Monday, October 21, 2013

None of us exist in a vacuum


This article is the latest in a series of articles that I’ve read or stories I’ve been told (my friend went fishing with his friend, who is a fisherman. They caught a fish and my friend says, “You can’t sell that fish, it’s sick.” And his friend says, “all the fish are sick. I sell fish sicker than this all the time.”)  that stop me and make me really see that we are all interconnected, that nothing stands alone in this world and that our actions ripple out and affect everything.

The descriptions in this article, of the absence of bird calls, of the interminable mire of floating garbage, of fishermen trawling reefs of everything living make me really stop and think about my food choices. Last night, I made fish tacos and they were delicious. But if the oceans are dead, and much other meat we get in this country so polluted, the current trend towards veganism begins to make so much more sense to me. I was a vegetarian for ten years and have been a rapacious meat-eater for the past ten but over the past few months, I keep coming back to the idea that maybe, right now, with the environment clogged with chemicals, meat stuffed with antibiotics and fed who knows what and the oceans and rivers and streams dying, perhaps it is time to change what and how I eat.

The obvious reason would be, if the fish that I can get are indeed sick (and farmed fish are dirtier than anything) and I am working my way out of a long bout with chronic Lyme, why would I eat it? As a nutritionist once told me, what I eat literally becomes me on a molecular level so eating polluted food just adds another layer of crud for my immune system to deal with. There is this: choosing not to eat animals or animal products for my own personal health. And there is recognizing that, in changing my choices, I change my impact on the world around me. 
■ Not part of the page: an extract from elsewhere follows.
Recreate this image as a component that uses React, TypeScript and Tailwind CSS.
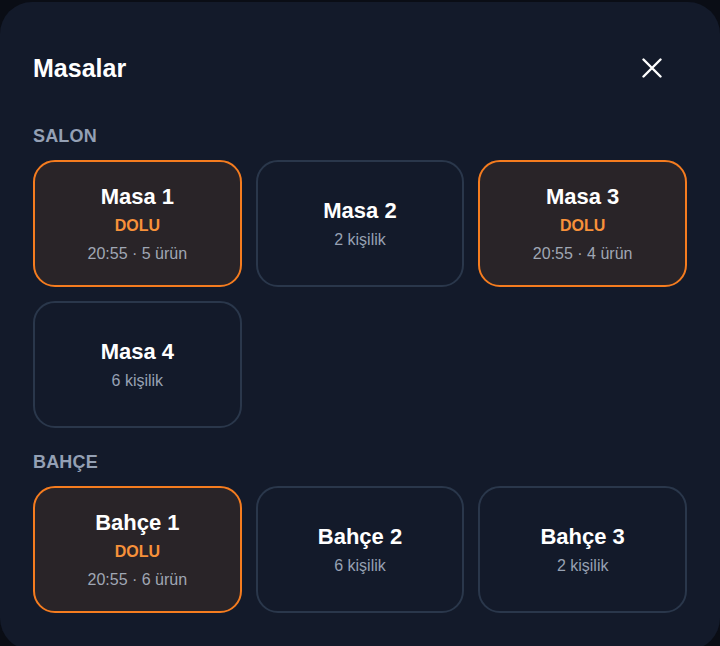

I'm not sure what I am going to do; I used to believe that I could eat consciously raised meat infrequently and not negatively affect the environment but reading "The Ocean is Broken" hit home for me more than anything else that we are nearing (or at) the breaking point. Over the past years, I have weeded out anything processed and moved towards mostly organic eating but we're long past that being enough now. Especially since Fukushima, I have been pretty careful about the fish I eat (nothing from the Pacific) but now I am going to stop eating it altogether. Food choice, I realize, is not enough alone, but it is a starting point and already, my perspective shifts.